Everett joined the Royal Naval Volunteer Reserve and Fleet Air Arm in October 1940 and served with 760 Naval Air Squadron at HMS Heron, Yeovilton. Later he volunteered for 804 Naval Air Squadron, which for a time supplied pilots for fighter catapult ships and CAM ships. While he was on HMS Maplin, a Condor was sighted on 1 August 1941 and Everett's Hawker Hurricane was launched. After a hard fight, the Condor was shot down with Everett's last shots ("By this time I had reached the starboard bow and three machine guns opened up as well as the forward cannon. I did a quick turn to port and opened up just abaft the beam I fired five second burst at this range and my guns were empty").
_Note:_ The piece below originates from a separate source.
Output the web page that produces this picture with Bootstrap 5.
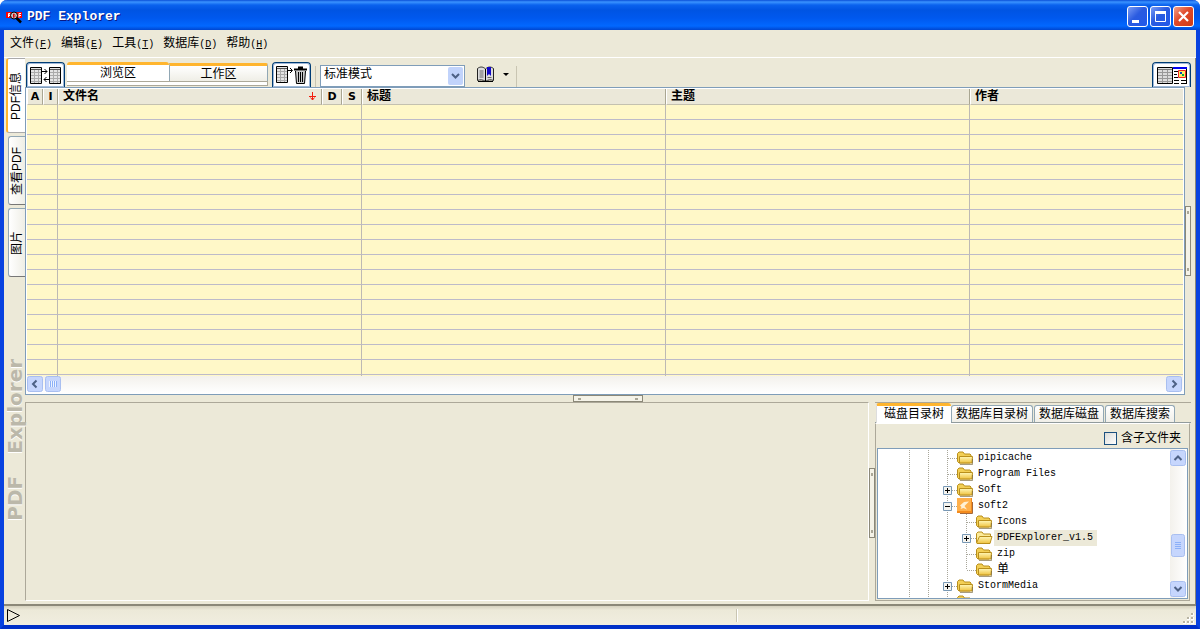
<!DOCTYPE html>
<html lang="zh-CN">
<head>
<meta charset="utf-8">
<meta name="viewport" content="width=device-width, initial-scale=1">
<title>PDF Explorer</title>
<link href="https://cdn.jsdelivr.net/npm/bootstrap@5.3.0/dist/css/bootstrap.min.css" rel="stylesheet">
<style>
:root{--face:#ece9d8;--shade:#aca899;--edge:#7f9db9;--orange:#ffb52e;--navy:#003c74}
body{font:12px/16px "Liberation Sans","Noto Sans CJK SC",sans-serif;color:#000;background:#fff;overflow:hidden}
button{font:inherit;color:inherit;padding:0;border:0;background:none}
svg{display:block;flex:none}
.mono{font-family:"Liberation Mono","Noto Sans CJK SC",monospace;font-size:10px}
.app{background:var(--face);border:4px solid #0842e0;border-top:0;border-bottom-color:#0030c8;border-radius:7px 7px 0 0}
.titlebar{height:30px;margin:0 -4px;padding:3px 6px 0 6px;border-radius:7px 7px 0 0;color:#fff;background:linear-gradient(#0a4fd8 0,#3a93ff 2px,#0a62ee 5px,#0054e3 10px,#0058ee 18px,#0268ff 26px,#0046d0 30px)}
.titlebar h1{font:bold 13px/20px "Liberation Mono",monospace;text-shadow:1px 1px #0a1883;margin:0}
.cap{width:21px;height:21px;border:1px solid #fff;border-radius:3px;background:linear-gradient(135deg,#7a9cf5,#2a5be0 45%,#2158ea)}
.cap.shut{background:linear-gradient(135deg,#f0a088,#e0492a 45%,#cf3c16)}
.menus{height:28px;padding:0 6px;gap:9px;border-bottom:1px solid #fff}
.menus button{height:24px}
.work{border-right:1px solid #8b8878;border-bottom:2px solid #8b8878;min-height:0}
.rail{width:21px;gap:3px}
.vtab{writing-mode:vertical-rl;text-orientation:sideways;transform:rotate(180deg);width:17px;height:69px;line-height:13px;border:1px solid #91a7b4;border-left:0;border-top-color:#777;border-radius:0 3px 3px 0;background:linear-gradient(90deg,#efeee6,#fff)}
.vtab.on{width:19px;height:75px;line-height:15px;border-color:#aaa;border-right:2px solid var(--orange);background:#fff}
.brand{writing-mode:vertical-rl;text-orientation:sideways;transform:rotate(180deg);font:bold 20px/20px "DejaVu Sans",sans-serif;color:#bbb8aa;text-shadow:-1px 0 #fff;margin-bottom:83px;gap:22px}
.tools{height:29px;padding-top:4px;padding-left:1px}
.tbtn{width:39px;height:25px;background:#fff;border:1px solid var(--navy);box-shadow:inset 0 0 0 1px #9fb8d8;border-bottom:0;border-radius:4px 4px 0 0}
.views{width:201px;margin:0 4px 0 2px}
.views .base{height:5px;background:#fff;border:1px solid var(--shade);border-left:0}
.view1{width:102px;background:#fff;border-top:3px solid var(--orange);border-radius:3px 3px 0 0;line-height:14px}
.view2{height:18px;margin-top:1px;border-top:3px solid var(--orange);border-right:1px solid #91a7b4;border-left:1px solid #91a7b4;background:linear-gradient(#fff,#efeee6);border-radius:0 2px 0 0;line-height:14px}
.vr1{width:1px;height:21px;background:#c9c5b2}
.mode{width:145px;height:22px;margin-top:3px;appearance:none;border:1px solid var(--edge);border-radius:0;padding:0 20px 4px 3px;font:inherit;line-height:16px;background:#fff url("data:image/svg+xml,%3Csvg xmlns='http://www.w3.org/2000/svg' width='15' height='18'%3E%3Crect width='15' height='18' rx='2' fill='%23c1d3fb'/%3E%3Cpath d='M4 7l3.500 3.500L11 7' fill='none' stroke='%234d6185' stroke-width='2'/%3E%3C/svg%3E") no-repeat right 1px center}
.listbox{border:1px solid var(--edge);background:#fff;padding:1px}
.rows{background:#fff8c8}
.grid{width:100%;table-layout:fixed;border-collapse:separate;border-spacing:0}
.grid th{height:16px;line-height:15px;padding:0 0 0 4px;background:#ebe8d9;border:0 solid;border-right:1px solid #a9a692;border-left:1px solid #fff;border-bottom:1px solid #c4c1b0;white-space:nowrap}
.grid th.tiny{padding:0;text-align:center;font:bold 11px/15px "DejaVu Sans",sans-serif}
.grid td{height:15px;padding:0;border-bottom:1px solid #bdbbc9;border-right:1px solid #bdb9b4}
.grid th:last-child,.grid td:last-child{border-right:0}
.sb{background:linear-gradient(#f3f1ec,#fff)}
.sb.down{background:linear-gradient(90deg,#f3f1ec,#fff);width:17px}
.grip-bar{border:1px solid #8b8878;background:#f5f3e8;padding:1px 4px}
.grip-bar i{width:3px;height:2px;background:#aaa797}
.grip-bar.tall{padding:4px 1px}.grip-bar.tall i{width:2px;height:3px}
.hbar{width:70px;height:7px}.vbar{width:6px;height:70px}
.lower{height:202px}
.preview{border:1px solid var(--shade);border-right-color:#fff;border-bottom-color:#fff;margin-bottom:3px}
.side{width:316px;border-top:1px solid var(--shade);margin-bottom:3px}
.tabs{height:20px;border-bottom:1px solid #919b9c;gap:1px}
.tabs button{height:17px;padding:0 4px;border:1px solid #91a7b4;border-bottom:0;border-radius:3px 3px 0 0;background:linear-gradient(#fff,#f0efe8);line-height:15px;white-space:nowrap}
.tabs button.on{height:20px;padding:0 7px;border-top:3px solid var(--orange);border-right:0;border-left-color:#ddd;background:#fff;margin:0 -1px -1px 1px;line-height:13px}
.tabpage{border:1px solid var(--shade);border-top-color:#fff;padding:0 1px 1px 1px;margin-right:1px}
.opt{height:24px;padding:4px 7px 0 0;gap:4px}
.opt input{appearance:none;width:13px;height:13px;border:1px solid #1c5180;background:linear-gradient(135deg,#dcdcd7,#fff);margin:0}
.tree{padding:1px 0 0 22px;min-width:0}
.node{height:16px;line-height:16px}
.node .mono{padding:0 3px;margin-left:1px;white-space:nowrap}
.node .sel{background:var(--face);padding-right:4px}
.node .han{font-size:12px}
.status{height:19px;background:linear-gradient(#d5d1be,#ece9d8 4px,#f1eee0);padding:0 1px 0 3px}
</style>
</head>
<body>
<svg width="0" height="0" class="position-absolute" aria-hidden="true">
<defs>
<linearGradient id="gold" x2="0" y2="1"><stop stop-color="#fff7b8"/><stop offset="1" stop-color="#efc23e"/></linearGradient>
<symbol id="folder" viewBox="0 0 17 16"><path d="M.5 11.500v-8l1.500-1.500h4l1.500 2h5.500l1 1v7l-1 1H2z" fill="#f3cf55" stroke="#b98f1c"/><path d="M2.500 13V6.500h13l-.5 6.500z" fill="url(#gold)" stroke="#b98f1c"/><path d="M3 14.500h12.500V9" fill="none" stroke="#6d5a2b" opacity=".6"/></symbol>
<symbol id="opened" viewBox="0 0 17 16"><path d="M.5 12.500v-9l1.500-1.500h4l1.500 2h7v3" fill="#fdeb99" stroke="#b98f1c"/><path d="M.5 13l3-6.500h12.500l-2 7H1z" fill="url(#gold)" stroke="#b98f1c"/></symbol>
<symbol id="special" viewBox="0 0 17 16"><path d="M0 0h15v15H0z" fill="#f38b1e"/><path d="M0 0h14v13H0z" fill="#ffb04b"/><path d="M12 3.500L7 4 3 7.500 4.500 9 3.500 11l3-1 3.500 1.500L7.500 8z" fill="#fff1d4"/><path d="M15.500 4v11.500H3" fill="none" stroke="#a5683a"/></symbol>
<symbol id="gv" viewBox="0 0 19 16"><path d="M9.500 0v16" stroke="#a8a69a" stroke-dasharray="1 1"/></symbol>
<symbol id="gt" viewBox="0 0 19 16"><path d="M9.500 0v16M10 8.500h9" stroke="#a8a69a" stroke-dasharray="1 1"/></symbol>
<symbol id="gl" viewBox="0 0 19 16"><path d="M9.500 0v8M10 8.500h9" stroke="#a8a69a" stroke-dasharray="1 1"/></symbol>
<symbol id="gm" viewBox="0 0 19 16"><use href="#gt"/><path d="M5.500 4.500h8v8h-8z" fill="#f5f4ef" stroke="#7898b5"/><path d="M7 8.500h5" stroke="#000"/></symbol>
<symbol id="gp" viewBox="0 0 19 16"><use href="#gm"/><path d="M9.500 6v5" stroke="#000"/></symbol>
<symbol id="sheet" viewBox="0 0 12 17"><path d="M.5.5h11v16H.5z" fill="#e4e4e4" stroke="#000"/><path d="M1 5.500h10M1 8.500h10M1 11.500h10M1 14.500h10M4.500 3v13M8.500 3v13" stroke="#aaa"/><path d="M1 2.500h10" stroke="#555"/></symbol>
<symbol id="sbtn" viewBox="0 0 16 16"><rect x=".5" y=".5" width="15" height="15" rx="2" fill="#c6d6fd" stroke="#a9bff0"/></symbol>
</defs></svg>

<div class="app vh-100 d-flex flex-column">
 <header class="titlebar d-flex align-items-center flex-shrink-0">
  <svg width="17" height="14" class="me-1"><path d="M0 2h16v6H0z" fill="#f00"/><path d="M2.500 7V3.500h1.500v2H2.500M13 7.500V3.500h2M13 5.500h2" stroke="#fff" fill="none"/><circle cx="8" cy="5.500" r="3.500" fill="#c8c0c0" stroke="#000"/><path d="M7.500 4v3.500c2 0 2-3.500 0-3.500" stroke="#d00" fill="none"/><path d="M10.500 8l4.500 4.500" stroke="#000" stroke-width="2.500"/></svg>
  <h1 class="me-auto">PDF Explorer</h1>
  <div class="d-flex" style="gap:2px">
   <button class="cap" aria-label="最小化"><svg width="19" height="19"><path d="M4 13h7v3H4z" fill="#fff"/></svg></button>
   <button class="cap" aria-label="最大化"><svg width="19" height="19"><path d="M4.500 5.500h10v9h-10z" fill="none" stroke="#fff"/><path d="M4 4h11v3H4z" fill="#fff"/></svg></button>
   <button class="cap shut" aria-label="关闭"><svg width="19" height="19"><path d="M5 5l9 9m0-9l-9 9" stroke="#fff" stroke-width="2.200"/></svg></button>
  </div>
 </header>

 <nav class="menus d-flex align-items-center flex-shrink-0">
  <button>文件<span class="mono">(<u>F</u>)</span></button>
  <button>编辑<span class="mono">(<u>E</u>)</span></button>
  <button>工具<span class="mono">(<u>T</u>)</span></button>
  <button>数据库<span class="mono">(<u>D</u>)</span></button>
  <button>帮助<span class="mono">(<u>H</u>)</span></button>
 </nav>

 <main class="work d-flex flex-grow-1">
  <aside class="rail d-flex flex-column align-items-end flex-shrink-0">
   <button class="vtab on">PDF信息</button>
   <button class="vtab">查看PDF</button>
   <button class="vtab">图片</button>
   <div class="brand d-flex mt-auto"><span>PDF</span><span>Explorer</span></div>
  </aside>

  <div class="d-flex flex-column flex-grow-1 overflow-hidden pe-1">
   <div class="tools d-flex flex-shrink-0">
    <button class="tbtn d-flex justify-content-center align-items-center" aria-label="交换"><svg width="31" height="17"><use href="#sheet" width="12" height="17"/><use href="#sheet" x="19" width="12" height="17"/><path d="M12 4.500h5M14.500 2l2.500 2.500L14.500 7M19 12.500h-5M16.500 10L14 12.500l2.500 2.500" fill="none" stroke="#000"/></svg></button>
    <div class="views d-flex flex-column">
     <div class="d-flex">
      <button class="view1">浏览区</button>
      <button class="view2 flex-grow-1">工作区</button>
     </div>
     <div class="base"></div>
    </div>
    <button class="tbtn d-flex justify-content-center align-items-center" aria-label="移除"><svg width="31" height="18"><use href="#sheet" width="12" height="17"/><path d="M12 4.500h4M14 2l2.500 2.500L14 7" fill="none" stroke="#000"/><path d="M18 3.500h13M22 1.500h5" stroke="#000" stroke-width="2"/><path d="M19.500 5l1 12.500h8l1-12.500" fill="#ccc" stroke="#000"/><path d="M22.500 6v10M24.500 6v10M26.500 6v10" stroke="#000"/></svg></button>
    <span class="vr1 mx-1 mt-1"></span>
    <select class="mode" aria-label="模式"><option>标准模式</option></select>
    <button class="d-flex align-items-center ms-2" aria-label="书签"><svg width="17" height="17" class="ms-1"><path d="M.5 2.500C3 .5 6 .5 8.500 3 11 .5 14 .5 16.500 2.500v12c-2.500-1-5.500-1-8 1-2.500-2-5.500-2-8-1z" fill="#ddd" stroke="#222"/><path d="M8.500 3v13M1 15.500h15" stroke="#000"/><path d="M2.500 5h4M2.500 7h4M2.500 9h4M2.500 11h4M10.500 11.500h4" stroke="#666"/><path d="M10 1h4v9l-2-2-2 2z" fill="#1208c8"/></svg><svg width="22" height="4"><path d="M9 0h6L12 3z"/></svg></button>
    <span class="vr1 mt-1"></span>
    <button class="tbtn ms-auto d-flex justify-content-center align-items-center" aria-label="布局"><svg width="30" height="17"><path d="M.5.500h15v16H.5z" fill="#ddd" stroke="#000"/><path d="M1 2.500h14" stroke="#777"/><path d="M1 5.500h14M1 8.500h14M1 11.500h14M1 14.500h14M5.500 3v13M10.500 3v13" stroke="#999"/><path d="M16 0h14v17H16z" fill="#fff"/><path d="M16 0h14v2H16z" fill="#00e"/><path d="M17 4.500h4M17 7.500h3M17 10.500h4M17 13.500h5M24 13.500h5M17 16.500h5M24 16.500h5M29.500 2v15" stroke="#000"/><path d="M21.500 3.500h7v7h-7z" fill="#ffe860" stroke="#e22"/><path d="M23 5h2v2h-2z" fill="#04b"/><path d="M25 7h2v2h-2z" fill="#0a4"/></svg></button>
   </div>

   <div class="d-flex flex-grow-1 overflow-hidden">
    <div class="listbox d-flex flex-column flex-grow-1 overflow-hidden">
     <div class="rows flex-grow-1 overflow-hidden">
      <table class="grid">
       <colgroup><col style="width:16px"><col style="width:15px"><col style="width:264px"><col style="width:20px"><col style="width:20px"><col style="width:304px"><col style="width:304px"><col></colgroup>
       <thead><tr><th class="tiny">A</th><th class="tiny">I</th><th><div class="d-flex align-items-center justify-content-between pe-1">文件名<svg width="9" height="9" class="flex-shrink-0"><path d="M4.500 0v8M1 4.500h7M2.500 5.500l2 2.500L6.500 5.500" stroke="#f21c0c" fill="none"/></svg></div></th><th class="tiny">D</th><th class="tiny">S</th><th>标题</th><th>主题</th><th>作者</th></tr></thead>
       <tbody id="lines"></tbody>
      </table>
     </div>
     <div class="sb d-flex flex-shrink-0">
      <svg width="16" height="17"><use href="#sbtn" width="16" height="16"/><path d="M9.500 4.500L6 8l3.500 3.500" fill="none" stroke="#4d6185" stroke-width="2"/></svg>
      <svg width="18" height="17" class="me-auto"><use href="#sbtn" x="2" width="16" height="16"/><path d="M6.500 5v6M8.500 5v6M10.500 5v6M12.500 5v6" stroke="#eef4fe"/><path d="M7.500 5v6M9.500 5v6M11.500 5v6M13.500 5v6" stroke="#8cb0f8"/></svg>
      <svg width="17" height="17"><use href="#sbtn" width="16" height="16"/><path d="M6.500 4.500L10 8l-3.500 3.500" fill="none" stroke="#4d6185" stroke-width="2"/></svg>
     </div>
    </div>
    <div class="d-flex align-items-center flex-shrink-0"><div class="grip-bar tall vbar d-flex flex-column justify-content-between"><i></i><i></i></div></div>
   </div>

   <div class="d-flex justify-content-center flex-shrink-0"><div class="grip-bar hbar d-flex justify-content-between align-items-center"><i></i><i></i></div></div>

   <div class="lower d-flex flex-shrink-0">
    <section class="preview flex-grow-1"></section>
    <div class="d-flex align-items-center"><div class="grip-bar tall vbar d-flex flex-column justify-content-between"><i></i><i></i></div></div>
    <section class="side d-flex flex-column flex-shrink-0">
     <div class="tabs d-flex align-items-end flex-shrink-0">
      <button class="on">磁盘目录树</button><button>数据库目录树</button><button>数据库磁盘</button><button>数据库搜索</button>
     </div>
     <div class="tabpage flex-grow-1 d-flex flex-column overflow-hidden">
      <div class="opt d-flex justify-content-end align-items-center flex-shrink-0"><input type="checkbox" id="sub"><label for="sub">含子文件夹</label></div>
      <div class="listbox p-0 d-flex flex-grow-1 overflow-hidden">
       <div class="tree flex-grow-1 overflow-hidden" id="tree"></div>
       <div class="sb down d-flex flex-column flex-shrink-0">
        <svg width="16" height="17"><use href="#sbtn" y="1" width="16" height="16"/><path d="M4.500 11L8 7.500l3.500 3.500" fill="none" stroke="#4d6185" stroke-width="2"/></svg>
        <svg width="16" height="23" class="mt-auto"><rect x="1.500" y=".5" width="13" height="22" rx="2" fill="#c6d6fd" stroke="#a9bff0"/><path d="M5 8.500h6M5 10.500h6M5 12.500h6M5 14.500h6" stroke="#8cb0f8"/></svg>
        <svg width="16" height="17" class="mt-4"><use href="#sbtn" width="16" height="16"/><path d="M4.500 6L8 9.500 11.500 6" fill="none" stroke="#4d6185" stroke-width="2"/></svg>
       </div>
      </div>
     </div>
    </section>
   </div>
  </div>
 </main>

 <footer class="status d-flex align-items-center flex-shrink-0">
  <svg width="14" height="15"><path d="M.5 1.500l12 6-12 6z" fill="none" stroke="#000"/></svg>
  <span class="vr1 ms-auto border-end border-white" style="margin-right:37.5%;width:2px;height:13px"></span>
  <svg width="12" height="12" class="align-self-end"><path d="M8 0h3v3H8zM4 4h3v3H4zM8 4h3v3H8zM0 8h3v3H0zM4 8h3v3H4zM8 8h3v3H8z" fill="#fff"/><path d="M8 0h2v2H8zM4 4h2v2H4zM8 4h2v2H8zM0 8h2v2H0zM4 8h2v2H4zM8 8h2v2H8z" fill="#b8b4a2"/></svg>
 </footer>
</div>

<script>
document.getElementById('lines').innerHTML =
  '<tr><td colspan="2"></td><td colspan="3"></td><td></td><td></td><td></td></tr>'.repeat(60);

// Each node: guide cells (v line, t tee, l last, p plus, m minus), icon, label, label class
const nodes = [
  ['vvt','folder','pipicache',''],
  ['vvt','folder','Program Files',''],
  ['vvp','folder','Soft',''],
  ['vvm','special','soft2',''],
  ['vvvt','folder','Icons',''],
  ['vvvp','opened','PDFExplorer_v1.5','sel'],
  ['vvvt','folder','zip',''],
  ['vvvl','folder','单','han'],
  ['vvp','folder','StormMedia',''],
  ['vvt','folder','','']
];
document.getElementById('tree').innerHTML = nodes.map(([g,icon,name,cls]) =>
  '<div class="node d-flex">' +
  [...g].map(c => `<svg width="19" height="16"><use href="#g${c}"/></svg>`).join('') +
  `<svg width="17" height="16"><use href="#${icon}"/></svg><span class="mono ${cls}">${name}</span></div>`).join('');
</script>
<script src="https://cdn.jsdelivr.net/npm/bootstrap@5.3.0/dist/js/bootstrap.bundle.min.js"></script>
</body>
</html>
He managed to ditch near to HMS Wanderer which was escorting the nearby convoy, SL.81. Everett was awarded the DSO for this action.

==Death==
Everett died on active service on 26 January 1942. He was flying a Hurricane from Belfast to Abingdon when it came down in shallow water close to the beach at Llanddona, Anglesey, Wales. Witnesses reported the aircraft seemed to be suffering from engine problems. The aircraft wreck was soon recovered but the cockpit was empty. Everett's body was washed ashore several months later; a post-mortem revealed he had drowned.

He is buried close to the scene of the crash, in St Dona's Church, Llanddona.